The Breakfast Table

Let’s Be Friends

Dear Marjorie,

Jeez, you’re as grumpy this afternoon as I was this morning! I’m sorry if I overdid it on the Bayley piece; rereading your message, I see that you weren’t saying you hated the article, but rather, that you liked a lot of it but were also bothered by it. Still, my position is I’m not going to read a story like that unless you love it. It’s my way of whistling past the graveyard.

I really did think “Alzheimer’s-addled” was a neutral phrase, and I thought my annoyance at Murdoch’s and Reagan’s being exploited made clear my intent was kindness.
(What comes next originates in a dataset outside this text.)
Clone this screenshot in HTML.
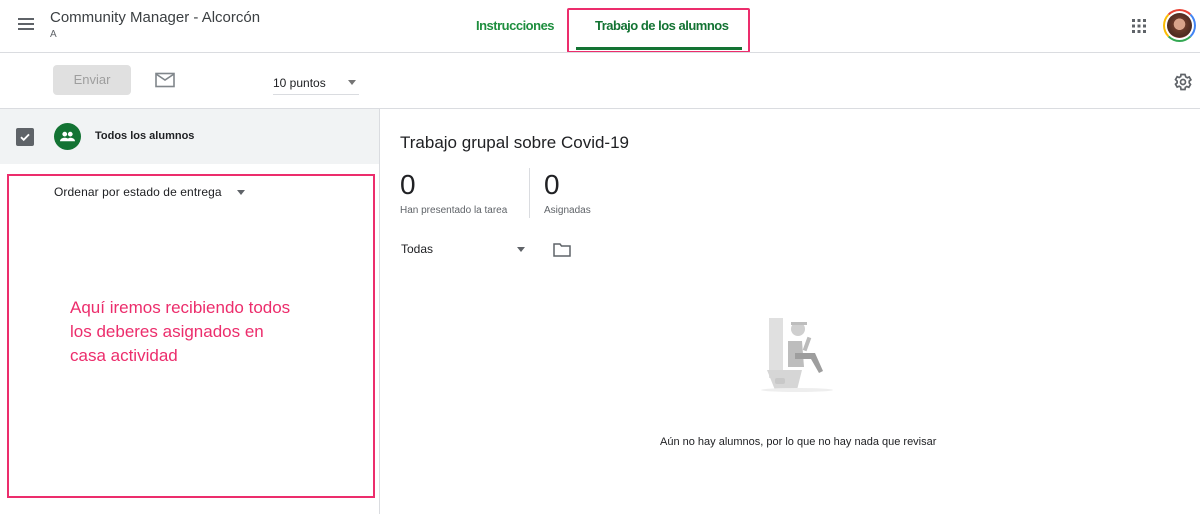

Let’s start with a clean slate, eh? I’m finding out about all sorts of people who’ve never read Ulysses. One is our friend Connie Casey, a very brainy newspaper writer who is married to a certified genius, Harold Varmus, the Nobel-prizewinning big cheese at the National Institutes of Health. (Harold, Connie reports, has read Ulysses, and can recite its first two paragraphs by heart.)

Jodie Allen, Slate’s Washington editor, tells me she polled the Slate Washington office and found that only one of its employees, Seth Stevenson, has read Ulysses in its entirety. Kate Galbraith, she says, “sampled enough of it to write a paper for an English class in college.” Hmmm.

We still don’t have any big bombshells, though. I want to hear that Harold Bloom hasn’t read Ulysses, or Leon Wieseltier, or Hugh Kenner. Or at the very least some professor of comparative lit at a big-time university. Don’t be shy! We’re giving away a free book!